▶ [Task directions]
Every entry that follows should be repeated exactly; drop the images.
START Data for the task
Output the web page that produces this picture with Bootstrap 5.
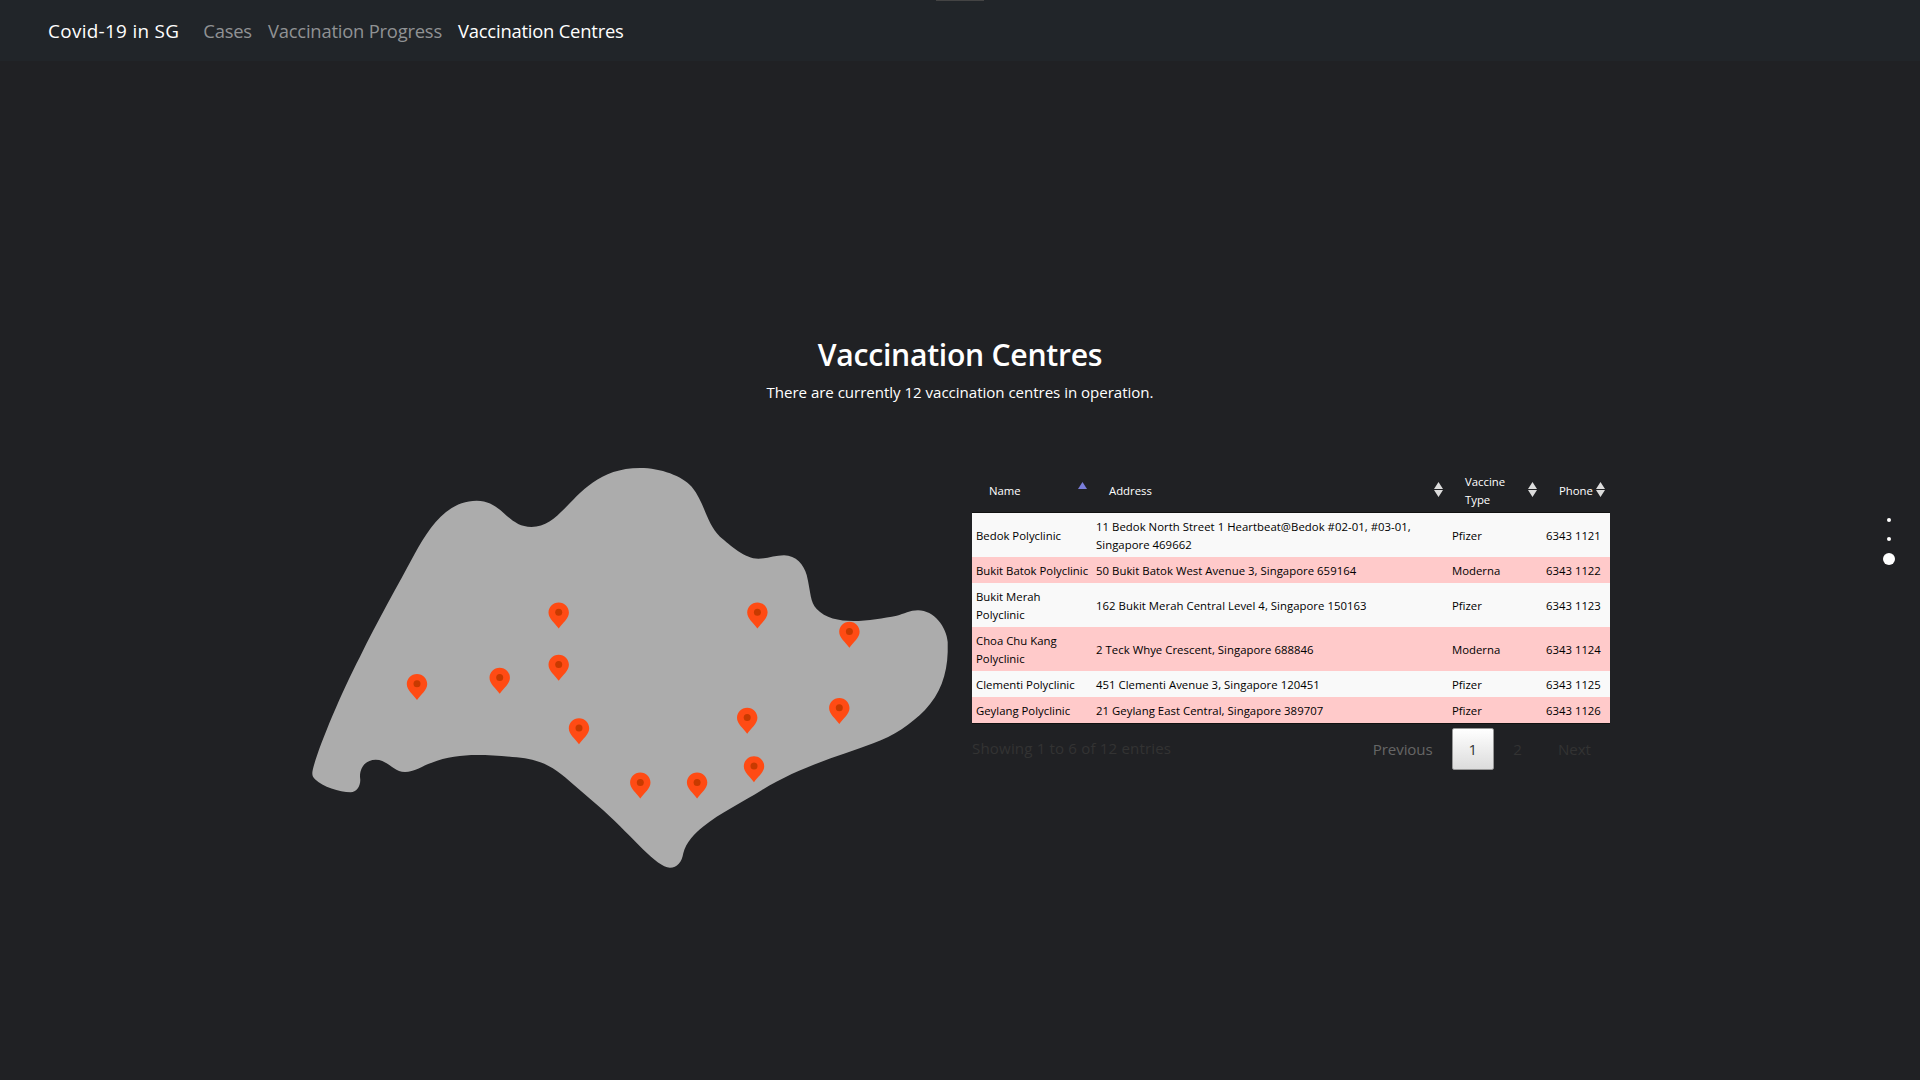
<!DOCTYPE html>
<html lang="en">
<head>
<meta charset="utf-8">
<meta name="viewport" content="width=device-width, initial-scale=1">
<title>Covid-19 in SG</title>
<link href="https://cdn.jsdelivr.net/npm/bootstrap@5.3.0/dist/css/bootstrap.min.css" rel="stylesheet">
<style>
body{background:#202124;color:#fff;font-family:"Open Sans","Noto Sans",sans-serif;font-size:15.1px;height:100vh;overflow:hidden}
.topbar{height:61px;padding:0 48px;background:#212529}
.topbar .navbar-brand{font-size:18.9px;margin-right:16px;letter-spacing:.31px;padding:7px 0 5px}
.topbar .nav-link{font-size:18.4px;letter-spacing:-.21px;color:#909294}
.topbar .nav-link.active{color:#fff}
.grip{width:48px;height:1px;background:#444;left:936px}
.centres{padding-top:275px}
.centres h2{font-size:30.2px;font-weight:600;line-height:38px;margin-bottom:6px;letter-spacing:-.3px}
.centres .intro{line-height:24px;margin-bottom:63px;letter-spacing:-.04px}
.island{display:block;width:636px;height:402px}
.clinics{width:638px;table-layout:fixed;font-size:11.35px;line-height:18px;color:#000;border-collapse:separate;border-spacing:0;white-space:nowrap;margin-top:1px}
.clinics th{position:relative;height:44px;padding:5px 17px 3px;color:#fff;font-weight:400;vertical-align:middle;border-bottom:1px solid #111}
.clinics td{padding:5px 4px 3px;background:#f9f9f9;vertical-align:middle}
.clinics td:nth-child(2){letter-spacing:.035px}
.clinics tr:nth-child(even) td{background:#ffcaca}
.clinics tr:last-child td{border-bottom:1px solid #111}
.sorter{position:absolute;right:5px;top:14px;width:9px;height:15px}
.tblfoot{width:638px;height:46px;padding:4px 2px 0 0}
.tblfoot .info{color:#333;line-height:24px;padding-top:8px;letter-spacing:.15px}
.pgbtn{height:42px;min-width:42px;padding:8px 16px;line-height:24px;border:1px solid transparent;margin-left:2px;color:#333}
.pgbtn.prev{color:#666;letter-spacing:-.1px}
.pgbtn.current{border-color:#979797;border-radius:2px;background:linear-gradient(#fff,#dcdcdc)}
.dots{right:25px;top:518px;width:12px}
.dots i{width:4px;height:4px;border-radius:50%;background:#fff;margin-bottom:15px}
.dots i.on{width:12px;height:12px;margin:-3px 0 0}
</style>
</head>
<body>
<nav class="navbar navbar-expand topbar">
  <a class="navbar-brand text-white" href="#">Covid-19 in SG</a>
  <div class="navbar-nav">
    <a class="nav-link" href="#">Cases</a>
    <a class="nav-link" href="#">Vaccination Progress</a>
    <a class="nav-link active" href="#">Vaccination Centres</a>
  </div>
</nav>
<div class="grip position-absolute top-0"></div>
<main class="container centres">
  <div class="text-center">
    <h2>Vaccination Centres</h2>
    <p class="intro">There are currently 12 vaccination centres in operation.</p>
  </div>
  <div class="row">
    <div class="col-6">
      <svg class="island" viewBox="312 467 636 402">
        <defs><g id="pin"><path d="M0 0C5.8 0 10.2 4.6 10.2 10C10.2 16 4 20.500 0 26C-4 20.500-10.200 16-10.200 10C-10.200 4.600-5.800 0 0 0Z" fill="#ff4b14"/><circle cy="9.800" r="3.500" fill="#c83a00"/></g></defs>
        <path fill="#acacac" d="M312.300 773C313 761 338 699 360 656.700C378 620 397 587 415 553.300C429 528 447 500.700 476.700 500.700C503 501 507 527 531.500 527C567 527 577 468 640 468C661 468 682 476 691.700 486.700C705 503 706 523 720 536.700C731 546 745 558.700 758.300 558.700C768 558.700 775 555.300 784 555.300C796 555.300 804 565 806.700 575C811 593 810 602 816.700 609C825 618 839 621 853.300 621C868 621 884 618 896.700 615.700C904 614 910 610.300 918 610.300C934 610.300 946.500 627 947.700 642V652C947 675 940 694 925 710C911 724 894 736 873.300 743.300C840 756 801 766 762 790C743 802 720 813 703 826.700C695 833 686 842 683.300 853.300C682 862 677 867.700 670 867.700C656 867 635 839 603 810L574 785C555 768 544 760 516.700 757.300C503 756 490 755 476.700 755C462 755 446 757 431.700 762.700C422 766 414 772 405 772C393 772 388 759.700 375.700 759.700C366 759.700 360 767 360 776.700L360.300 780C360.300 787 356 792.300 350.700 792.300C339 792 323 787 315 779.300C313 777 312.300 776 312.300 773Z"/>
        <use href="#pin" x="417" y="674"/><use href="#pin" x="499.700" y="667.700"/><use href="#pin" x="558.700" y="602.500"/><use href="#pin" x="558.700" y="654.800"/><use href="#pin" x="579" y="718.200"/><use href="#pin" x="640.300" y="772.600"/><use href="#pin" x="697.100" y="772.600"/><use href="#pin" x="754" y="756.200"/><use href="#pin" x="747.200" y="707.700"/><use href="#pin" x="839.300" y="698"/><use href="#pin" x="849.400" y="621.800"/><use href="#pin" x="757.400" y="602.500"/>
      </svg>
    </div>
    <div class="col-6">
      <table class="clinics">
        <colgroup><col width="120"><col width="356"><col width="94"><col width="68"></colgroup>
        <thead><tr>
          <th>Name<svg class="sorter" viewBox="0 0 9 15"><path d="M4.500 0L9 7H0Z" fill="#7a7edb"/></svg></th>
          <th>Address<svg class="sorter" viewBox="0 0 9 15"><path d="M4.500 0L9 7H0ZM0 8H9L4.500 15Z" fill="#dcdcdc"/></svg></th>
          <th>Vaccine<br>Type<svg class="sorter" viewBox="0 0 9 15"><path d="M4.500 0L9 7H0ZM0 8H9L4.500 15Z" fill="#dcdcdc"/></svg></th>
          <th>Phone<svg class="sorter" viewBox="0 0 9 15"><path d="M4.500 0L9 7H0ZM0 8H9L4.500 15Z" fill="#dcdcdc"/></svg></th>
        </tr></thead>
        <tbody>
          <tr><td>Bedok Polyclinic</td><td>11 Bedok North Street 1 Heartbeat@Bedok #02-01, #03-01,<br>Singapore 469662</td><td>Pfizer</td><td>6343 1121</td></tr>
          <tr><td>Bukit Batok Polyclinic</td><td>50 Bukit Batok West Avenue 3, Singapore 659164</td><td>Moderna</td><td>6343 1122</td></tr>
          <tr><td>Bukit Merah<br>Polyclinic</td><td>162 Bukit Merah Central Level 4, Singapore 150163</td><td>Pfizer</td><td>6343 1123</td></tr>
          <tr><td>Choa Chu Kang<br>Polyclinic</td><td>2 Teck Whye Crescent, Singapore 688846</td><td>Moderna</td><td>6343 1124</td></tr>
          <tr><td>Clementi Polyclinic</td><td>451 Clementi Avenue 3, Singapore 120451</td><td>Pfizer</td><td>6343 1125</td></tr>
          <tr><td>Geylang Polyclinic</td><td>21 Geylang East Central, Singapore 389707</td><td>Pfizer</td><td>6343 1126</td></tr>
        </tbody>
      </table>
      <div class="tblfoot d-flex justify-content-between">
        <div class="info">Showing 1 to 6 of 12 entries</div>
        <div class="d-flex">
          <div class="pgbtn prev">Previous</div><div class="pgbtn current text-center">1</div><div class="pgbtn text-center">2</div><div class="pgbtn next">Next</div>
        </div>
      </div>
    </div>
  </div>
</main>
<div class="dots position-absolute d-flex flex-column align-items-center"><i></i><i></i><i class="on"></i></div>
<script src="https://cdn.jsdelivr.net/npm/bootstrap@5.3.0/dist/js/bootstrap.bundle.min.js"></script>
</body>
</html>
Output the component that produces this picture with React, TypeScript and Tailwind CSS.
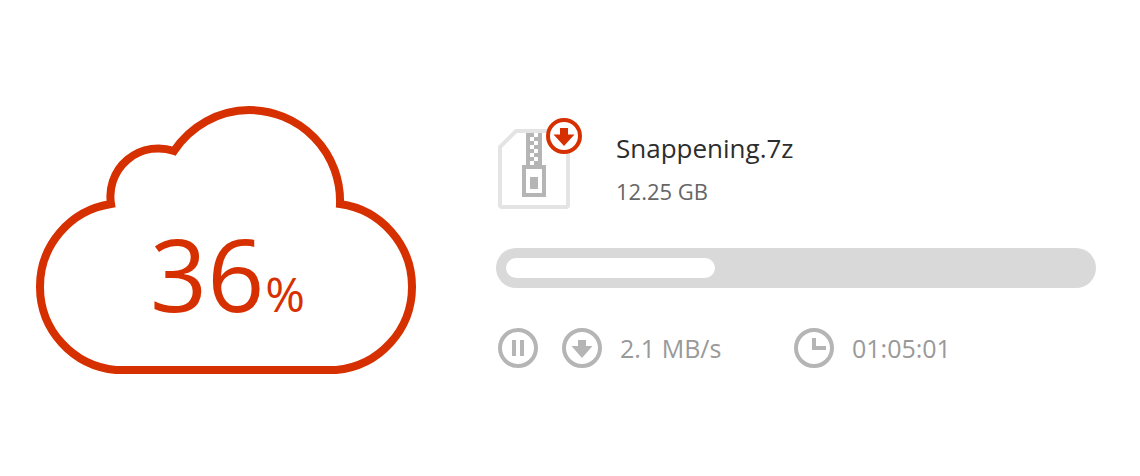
END Data for the task
▶ [Task solution]
Output the web page that produces this picture with Bootstrap 5.
<!DOCTYPE html>
<html lang="en">
<head>
<meta charset="utf-8">
<meta name="viewport" content="width=device-width, initial-scale=1">
<title>Covid-19 in SG</title>
<link href="https://cdn.jsdelivr.net/npm/bootstrap@5.3.0/dist/css/bootstrap.min.css" rel="stylesheet">
<style>
body{background:#202124;color:#fff;font-family:"Open Sans","Noto Sans",sans-serif;font-size:15.1px;height:100vh;overflow:hidden}
.topbar{height:61px;padding:0 48px;background:#212529}
.topbar .navbar-brand{font-size:18.9px;margin-right:16px;letter-spacing:.31px;padding:7px 0 5px}
.topbar .nav-link{font-size:18.4px;letter-spacing:-.21px;color:#909294}
.topbar .nav-link.active{color:#fff}
.grip{width:48px;height:1px;background:#444;left:936px}
.centres{padding-top:275px}
.centres h2{font-size:30.2px;font-weight:600;line-height:38px;margin-bottom:6px;letter-spacing:-.3px}
.centres .intro{line-height:24px;margin-bottom:63px;letter-spacing:-.04px}
.island{display:block;width:636px;height:402px}
.clinics{width:638px;table-layout:fixed;font-size:11.35px;line-height:18px;color:#000;border-collapse:separate;border-spacing:0;white-space:nowrap;margin-top:1px}
.clinics th{position:relative;height:44px;padding:5px 17px 3px;color:#fff;font-weight:400;vertical-align:middle;border-bottom:1px solid #111}
.clinics td{padding:5px 4px 3px;background:#f9f9f9;vertical-align:middle}
.clinics td:nth-child(2){letter-spacing:.035px}
.clinics tr:nth-child(even) td{background:#ffcaca}
.clinics tr:last-child td{border-bottom:1px solid #111}
.sorter{position:absolute;right:5px;top:14px;width:9px;height:15px}
.tblfoot{width:638px;height:46px;padding:4px 2px 0 0}
.tblfoot .info{color:#333;line-height:24px;padding-top:8px;letter-spacing:.15px}
.pgbtn{height:42px;min-width:42px;padding:8px 16px;line-height:24px;border:1px solid transparent;margin-left:2px;color:#333}
.pgbtn.prev{color:#666;letter-spacing:-.1px}
.pgbtn.current{border-color:#979797;border-radius:2px;background:linear-gradient(#fff,#dcdcdc)}
.dots{right:25px;top:518px;width:12px}
.dots i{width:4px;height:4px;border-radius:50%;background:#fff;margin-bottom:15px}
.dots i.on{width:12px;height:12px;margin:-3px 0 0}
</style>
</head>
<body>
<nav class="navbar navbar-expand topbar">
  <a class="navbar-brand text-white" href="#">Covid-19 in SG</a>
  <div class="navbar-nav">
    <a class="nav-link" href="#">Cases</a>
    <a class="nav-link" href="#">Vaccination Progress</a>
    <a class="nav-link active" href="#">Vaccination Centres</a>
  </div>
</nav>
<div class="grip position-absolute top-0"></div>
<main class="container centres">
  <div class="text-center">
    <h2>Vaccination Centres</h2>
    <p class="intro">There are currently 12 vaccination centres in operation.</p>
  </div>
  <div class="row">
    <div class="col-6">
      <svg class="island" viewBox="312 467 636 402">
        <defs><g id="pin"><path d="M0 0C5.8 0 10.2 4.6 10.2 10C10.2 16 4 20.500 0 26C-4 20.500-10.200 16-10.200 10C-10.200 4.600-5.800 0 0 0Z" fill="#ff4b14"/><circle cy="9.800" r="3.500" fill="#c83a00"/></g></defs>
        <path fill="#acacac" d="M312.300 773C313 761 338 699 360 656.700C378 620 397 587 415 553.300C429 528 447 500.700 476.700 500.700C503 501 507 527 531.500 527C567 527 577 468 640 468C661 468 682 476 691.700 486.700C705 503 706 523 720 536.700C731 546 745 558.700 758.300 558.700C768 558.700 775 555.300 784 555.300C796 555.300 804 565 806.700 575C811 593 810 602 816.700 609C825 618 839 621 853.300 621C868 621 884 618 896.700 615.700C904 614 910 610.300 918 610.300C934 610.300 946.500 627 947.700 642V652C947 675 940 694 925 710C911 724 894 736 873.300 743.300C840 756 801 766 762 790C743 802 720 813 703 826.700C695 833 686 842 683.300 853.300C682 862 677 867.700 670 867.700C656 867 635 839 603 810L574 785C555 768 544 760 516.700 757.300C503 756 490 755 476.700 755C462 755 446 757 431.700 762.700C422 766 414 772 405 772C393 772 388 759.700 375.700 759.700C366 759.700 360 767 360 776.700L360.300 780C360.300 787 356 792.300 350.700 792.300C339 792 323 787 315 779.300C313 777 312.300 776 312.300 773Z"/>
        <use href="#pin" x="417" y="674"/><use href="#pin" x="499.700" y="667.700"/><use href="#pin" x="558.700" y="602.500"/><use href="#pin" x="558.700" y="654.800"/><use href="#pin" x="579" y="718.200"/><use href="#pin" x="640.300" y="772.600"/><use href="#pin" x="697.100" y="772.600"/><use href="#pin" x="754" y="756.200"/><use href="#pin" x="747.200" y="707.700"/><use href="#pin" x="839.300" y="698"/><use href="#pin" x="849.400" y="621.800"/><use href="#pin" x="757.400" y="602.500"/>
      </svg>
    </div>
    <div class="col-6">
      <table class="clinics">
        <colgroup><col width="120"><col width="356"><col width="94"><col width="68"></colgroup>
        <thead><tr>
          <th>Name<svg class="sorter" viewBox="0 0 9 15"><path d="M4.500 0L9 7H0Z" fill="#7a7edb"/></svg></th>
          <th>Address<svg class="sorter" viewBox="0 0 9 15"><path d="M4.500 0L9 7H0ZM0 8H9L4.500 15Z" fill="#dcdcdc"/></svg></th>
          <th>Vaccine<br>Type<svg class="sorter" viewBox="0 0 9 15"><path d="M4.500 0L9 7H0ZM0 8H9L4.500 15Z" fill="#dcdcdc"/></svg></th>
          <th>Phone<svg class="sorter" viewBox="0 0 9 15"><path d="M4.500 0L9 7H0ZM0 8H9L4.500 15Z" fill="#dcdcdc"/></svg></th>
        </tr></thead>
        <tbody>
          <tr><td>Bedok Polyclinic</td><td>11 Bedok North Street 1 Heartbeat@Bedok #02-01, #03-01,<br>Singapore 469662</td><td>Pfizer</td><td>6343 1121</td></tr>
          <tr><td>Bukit Batok Polyclinic</td><td>50 Bukit Batok West Avenue 3, Singapore 659164</td><td>Moderna</td><td>6343 1122</td></tr>
          <tr><td>Bukit Merah<br>Polyclinic</td><td>162 Bukit Merah Central Level 4, Singapore 150163</td><td>Pfizer</td><td>6343 1123</td></tr>
          <tr><td>Choa Chu Kang<br>Polyclinic</td><td>2 Teck Whye Crescent, Singapore 688846</td><td>Moderna</td><td>6343 1124</td></tr>
          <tr><td>Clementi Polyclinic</td><td>451 Clementi Avenue 3, Singapore 120451</td><td>Pfizer</td><td>6343 1125</td></tr>
          <tr><td>Geylang Polyclinic</td><td>21 Geylang East Central, Singapore 389707</td><td>Pfizer</td><td>6343 1126</td></tr>
        </tbody>
      </table>
      <div class="tblfoot d-flex justify-content-between">
        <div class="info">Showing 1 to 6 of 12 entries</div>
        <div class="d-flex">
          <div class="pgbtn prev">Previous</div><div class="pgbtn current text-center">1</div><div class="pgbtn text-center">2</div><div class="pgbtn next">Next</div>
        </div>
      </div>
    </div>
  </div>
</main>
<div class="dots position-absolute d-flex flex-column align-items-center"><i></i><i></i><i class="on"></i></div>
<script src="https://cdn.jsdelivr.net/npm/bootstrap@5.3.0/dist/js/bootstrap.bundle.min.js"></script>
</body>
</html>
Output the component that produces this picture with React, TypeScript and Tailwind CSS.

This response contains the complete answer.